## start Supplied information

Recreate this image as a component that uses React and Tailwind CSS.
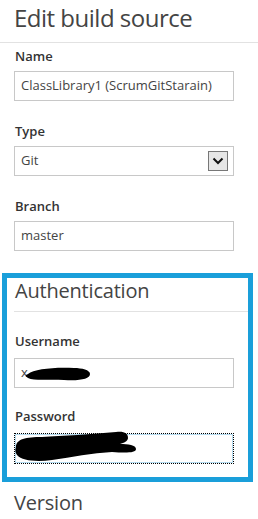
import React from "react";

function Label({ children, className = "" }) {
  return (
    <div className={"text-[13px] leading-none font-semibold text-[#333] pl-px " + className}>
      {children}
    </div>
  );
}

function Input({ children, className = "" }) {
  return (
    <div
      className={
        "w-[220px] h-[30px] border border-[#c8c8c8] bg-white flex items-center pl-[6px] text-[13px] text-[#444] " +
        className
      }
    >
      {children}
    </div>
  );
}

export default function App() {
  return (
    <div className="w-[258px] h-[519px] bg-white overflow-hidden font-['Open_Sans',sans-serif]">
      <div className="h-[42px] pt-[6px] pl-[14px] text-[24px] leading-none text-[#444] tracking-[-0.5px]">
        Edit build source
      </div>
      <div className="h-px bg-[#e2e2e2]" />
      <div className="px-[14px]">
        <Label className="mt-[7px]">Name</Label>
        <Input className="mt-[8px]">ClassLibrary1 (ScrumGitStarain)</Input>
        <Label className="mt-[24px]">Type</Label>
        <Input className="mt-[8px] justify-between pr-[5px]">
          <span>Git</span>
          <span className="w-[20px] h-[20px] border border-[#777] bg-[#e6e6e6] flex items-center justify-center">
            <svg width="12" height="8" viewBox="0 0 12 8">
              <path d="M1.5 1.5 L6 6 L10.5 1.5" fill="none" stroke="#111" strokeWidth="2" />
            </svg>
          </span>
        </Input>
        <Label className="mt-[24px]">Branch</Label>
        <Input className="mt-[8px]">master</Input>
      </div>

      <div className="mt-[22px] ml-[2px] w-[251px] border-[5px] border-[#1a9fda] pl-[7px] pb-[13px]">
        <div className="pt-[3px] pl-px text-[20px] leading-none text-[#444] tracking-[-0.2px]">
          Authentication
        </div>
        <div className="mt-[10px] h-px bg-[#e2e2e2]" />
        <Label className="mt-[23px]">Username</Label>
        <div className="relative mt-[10px] w-[220px]">
          <Input>x</Input>
          <svg className="absolute left-0 top-0" width="220" height="30" viewBox="0 0 220 30">
            <path
              d="M14 16 C 20 11, 40 9, 60 10 C 68 10, 76 12, 76 16 C 76 21, 66 23, 50 22 C 35 21, 20 23, 14 20 C 11 18, 11 17, 14 16 Z"
              fill="#000"
            />
          </svg>
        </div>
        <Label className="mt-[22px]">Password</Label>
        <div className="relative mt-[10px] w-[220px]">
          <div className="w-[220px] h-[31px] border border-dotted border-black shadow-[inset_0_0_0_1px_#b5dcf0] bg-white" />
          <svg className="absolute left-[-2px] top-[-2px] overflow-visible" width="222" height="33" viewBox="0 0 222 33">
            <path
              d="M4 16 C 4 8, 14 6, 30 6 C 50 5, 80 3, 104 1 C 112 0, 116 2, 116 7 C 116 10, 112 12, 108 13 C 116 13, 124 14, 124 18 C 124 22, 114 22, 100 21 C 80 22, 60 26, 40 29 C 25 31, 10 30, 5 24 C 3 21, 3 19, 4 16 Z"
              fill="#000"
            />
          </svg>
        </div>
      </div>

      <div className="mt-[11px] pl-[14px] text-[20px] leading-none text-[#444] tracking-[-0.2px]">
        Version
      </div>
    </div>
  );
}
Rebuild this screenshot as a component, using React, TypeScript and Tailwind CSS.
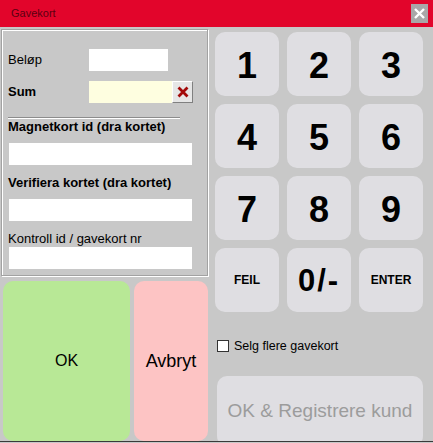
import React from 'react';

const font = { fontFamily: '"Liberation Sans", Arial, sans-serif' };

function Key({ children, className = '' }: { children: React.ReactNode; className?: string }) {
  return (
    <div className={`flex h-[64px] w-[64px] items-center justify-center rounded-[10px] bg-[#dfdee2] text-black ${className}`}>
      {children}
    </div>
  );
}

function Field({ className = '' }: { className?: string }) {
  return <div className={`h-[22px] bg-white ${className}`} />;
}

export default function App() {
  const digits = ['1', '2', '3', '4', '5', '6', '7', '8', '9'];

  return (
    <div className="flex h-[443px] w-[433px] flex-col overflow-hidden bg-[#c8c8c8]" style={font}>
      {/* title bar */}
      <div className="flex h-[27px] shrink-0 items-center justify-between bg-[#e2052b] pl-[11px] pr-[5px]">
        <span className="text-[11px] text-[#5c0010]">Gavekort</span>
        <div className="flex h-[19px] w-[17px] items-center justify-center bg-[#a9a7a8]">
          <svg width="11" height="11" viewBox="0 0 11 11">
            <path d="M1 1L10 10M10 1L1 10" stroke="#fff" strokeWidth="2.4" />
          </svg>
        </div>
      </div>

      {/* body */}
      <div className="flex h-[414px] shrink-0 overflow-hidden">
        {/* left column */}
        <div className="flex w-[209px] shrink-0 flex-col">
          <div className="ml-[1px] mt-[2px] h-[253px] w-[207px] border border-[#a2a2a2] pl-[6px] shadow-[inset_1px_1px_0_#ffffff,1px_1px_0_#ffffff]">
            <div className="mt-[19px] flex h-[22px] items-center">
              <span className="w-[81px] text-[13px] text-black">Beløp</span>
              <Field className="w-[79px]" />
            </div>
            <div className="mt-[10px] flex h-[22px] items-center">
              <span className="w-[81px] text-[13px] font-bold text-black">Sum</span>
              <div className="h-[22px] w-[83px] bg-[#fefee0]" />
              <div className="flex h-[22px] w-[21px] items-center justify-center border border-t-white border-l-white border-r-[#808080] border-b-[#808080] bg-[#e6e6e6]">
                <svg width="12" height="12" viewBox="0 0 12 12">
                  <path d="M1.5 1.5L10.5 10.5M10.5 1.5L1.5 10.5" stroke="#a30a0a" strokeWidth="2.8" />
                </svg>
              </div>
            </div>
            <div className="mt-[14px] h-[2px] w-[172px] border-t border-b border-t-[#8c8c8c] border-b-white" />
            <div className="flex h-[16px] items-center text-[13px] font-bold text-black">Magnetkort id (dra kortet)</div>
            <Field className="ml-[1px] mt-[8px] w-[183px]" />
            <div className="mt-[10px] flex h-[16px] items-center text-[13px] font-bold text-black">Verifiera kortet (dra kortet)</div>
            <Field className="ml-[1px] mt-[8px] w-[183px]" />
            <div className="mt-[10px] flex h-[16px] items-center text-[13px] text-black">Kontroll id / gavekort nr</div>
            <Field className="ml-[1px] w-[183px]" />
          </div>

          <div className="mt-[5px] flex gap-[4px] pl-[3px]">
            <div className="flex h-[160px] w-[127px] shrink-0 items-center justify-center rounded-[10px] bg-[#b8e896] text-[16px] text-black">
              OK
            </div>
            <div className="flex h-[160px] w-[74px] shrink-0 items-center justify-center rounded-[10px] bg-[#fdc4c4] text-[18px] text-black">
              Avbryt
            </div>
          </div>
        </div>

        {/* right column */}
        <div className="flex flex-col pl-[6px]">
          <div className="mt-[5px] grid grid-cols-[64px_64px_64px] gap-[8px]">
            {digits.map((d) => (
              <Key key={d} className="pt-[3px] text-[36px] font-bold">
                {d}
              </Key>
            ))}
            <Key className="text-[12px] font-bold">FEIL</Key>
            <Key className="pt-[2px] text-[31px] font-bold tracking-[2px]">0/-</Key>
            <Key className="text-[12px] font-bold">ENTER</Key>
          </div>

          <div className="ml-[2px] mt-[25px] flex h-[24px] items-center gap-[5px]">
            <div className="h-[12px] w-[12px] border border-[#333] bg-white" />
            <span className="text-[12.5px] text-black">Selg flere gavekort</span>
          </div>

          <div className="ml-[2px] mt-[20px] flex h-[70px] w-[206px] shrink-0 items-center justify-center rounded-[10px] bg-[#dfdee2] text-[19px] text-[#9c9c9c]">
            OK &amp; Registrere kund
          </div>
        </div>
      </div>
      <div className="h-[1px] shrink-0 bg-[#3a3a3a]" />
      <div className="h-[1px] shrink-0 bg-[#c8c8c8]" />
    </div>
  );
}
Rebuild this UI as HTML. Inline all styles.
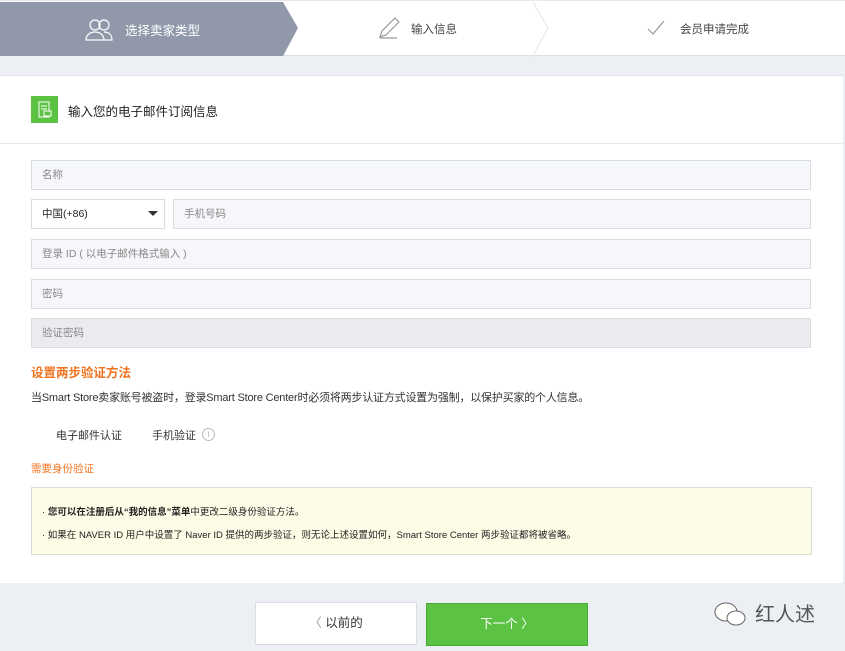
<!DOCTYPE html>
<html><head><meta charset="utf-8"><style>
*{margin:0;padding:0;box-sizing:border-box}
body{width:845px;height:651px;background:#eceff3;font-family:"Liberation Sans","Noto Sans CJK SC",sans-serif;position:relative;overflow:hidden;color:#333}
.abs{position:absolute}
.inp{position:absolute;left:31px;width:780px;height:30px;border:1px solid #d9dce2;background:#f6f7fa;font-size:10.5px;color:#888;padding-left:10px;line-height:28px}
</style></head><body>
<div class="abs" style="left:0;top:0;width:845px;height:56px;background:#fff;border-bottom:1px solid #dde0e6;border-top:1px solid #e6e8ec"></div>
<svg class="abs" style="left:0;top:0" width="845" height="57">
<polygon points="0,2 283,2 298,28 283,56 0,56" fill="#9098aa"/>
<polyline points="533,2 548,28 533,56" fill="none" stroke="#e3e5ea"/>
<g fill="none" stroke="#fff" stroke-width="1.2"><circle cx="95" cy="25" r="5"/><circle cx="104" cy="25" r="5"/><path d="M86 40c0-5 4-8 9-8s9 3 9 8zM104 32c5 0 8 3 8 8h-8"/></g>
<g fill="none" stroke="#999" stroke-width="1.2"><path d="M380 37l2-6 13-13 4 4-13 13zM380 38h17"/></g>
<polyline points="648,29 653,34 664,21" fill="none" stroke="#999" stroke-width="1.2"/>
</svg>
<div class="abs" style="left:125px;top:20px;font-size:12.5px;color:#fff">选择卖家类型</div>
<div class="abs" style="left:411px;top:21px;font-size:11.5px;color:#444">输入信息</div>
<div class="abs" style="left:680px;top:21px;font-size:11.5px;color:#444">会员申请完成</div>
<div class="abs" style="left:0;top:75px;width:843px;height:508px;background:#fff;border-top:1px solid #dde0e6"></div>
<div class="abs" style="left:31px;top:96px;width:27px;height:27px;background:#5bc244"></div>
<svg class="abs" style="left:31px;top:96px" width="27" height="27"><g fill="none" stroke="#fff" stroke-width="1"><path d="M8 6h10v15H8z"/><path d="M10 10h6M10 13h6"/><rect x="13" y="15" width="7" height="5" fill="#5bc244"/></g></svg>
<div class="abs" style="left:68px;top:101px;font-size:12.5px;color:#222">输入您的电子邮件订阅信息</div>
<div class="abs" style="left:0;top:143px;width:843px;height:1px;background:#e6e8ec"></div>
<div class="inp" style="top:160px">名称</div>
<div class="inp" style="top:199px;width:134px;background:#fff;color:#222">中国(+86)<span style="position:absolute;right:6px;top:11px;border:5px solid transparent;border-top:5px solid #333;border-bottom:0"></span></div>
<div class="inp" style="top:199px;left:173px;width:638px">手机号码</div>
<div class="inp" style="top:239px">登录 ID ( 以电子邮件格式输入 )</div>
<div class="inp" style="top:279px">密码</div>
<div class="inp" style="top:318px;background:#e9ebef">验证密码</div>
<div class="abs" style="left:31px;top:362px;font-size:12.5px;color:#f2731f;font-weight:bold">设置两步验证方法</div>
<div class="abs" style="left:31px;top:389px;font-size:11px;color:#333;letter-spacing:-0.2px">当Smart Store卖家账号被盗时，登录Smart Store Center时必须将两步认证方式设置为强制，以保护买家的个人信息。</div>
<div class="abs" style="left:56px;top:427px;font-size:11px">电子邮件认证</div>
<div class="abs" style="left:152px;top:427px;font-size:11px">手机验证</div>
<div class="abs" style="left:202px;top:428px;width:13px;height:13px;border:1px solid #bbb;border-radius:50%;font-size:9px;color:#bbb;text-align:center;line-height:11px">i</div>
<div class="abs" style="left:31px;top:461px;font-size:10.5px;color:#f2731f">需要身份验证</div>
<div class="abs" style="left:31px;top:487px;width:781px;height:68px;background:#fdfce6;border:1px solid #dcdcd0"></div>
<div class="abs" style="left:42px;top:504px;font-size:9.5px;color:#222">· <b>您可以在注册后从“我的信息”菜单</b>中更改二级身份验证方法。</div>
<div class="abs" style="left:42px;top:527px;font-size:9.5px;color:#222">· 如果在 NAVER ID 用户中设置了 Naver ID 提供的两步验证，则无论上述设置如何，Smart Store Center 两步验证都将被省略。</div>
<div class="abs" style="left:255px;top:602px;width:162px;height:43px;background:#fff;border:1px solid #d9dce2;text-align:center;line-height:41px;font-size:12.5px;color:#333"><span style="color:#999">〈</span> 以前的</div>
<div class="abs" style="left:426px;top:603px;width:162px;height:43px;background:#5bc244;border:1px solid #4aa935;text-align:center;line-height:41px;font-size:12.5px;color:#fff">下一个 〉</div>
<div class="abs" style="left:755px;top:598px;font-size:20px;color:#555">红人述</div>
<svg class="abs" style="left:712px;top:600px" width="40" height="30"><g fill="#fff" stroke="#666"><ellipse cx="14" cy="12" rx="11" ry="9"/><ellipse cx="24" cy="18" rx="9" ry="7"/></g></svg>
</body></html>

## end Supplied information

■ **Task brief**: Gather up the lines that contain the word "React".

■ **Answer to this problem**:
Recreate this image as a component that uses React and Tailwind CSS.
import React from "react";
Rebuild this screenshot as a component, using React, TypeScript and Tailwind CSS.
import React from 'react';
function Key({ children, className = '' }: { children: React.ReactNode; className?: string }) {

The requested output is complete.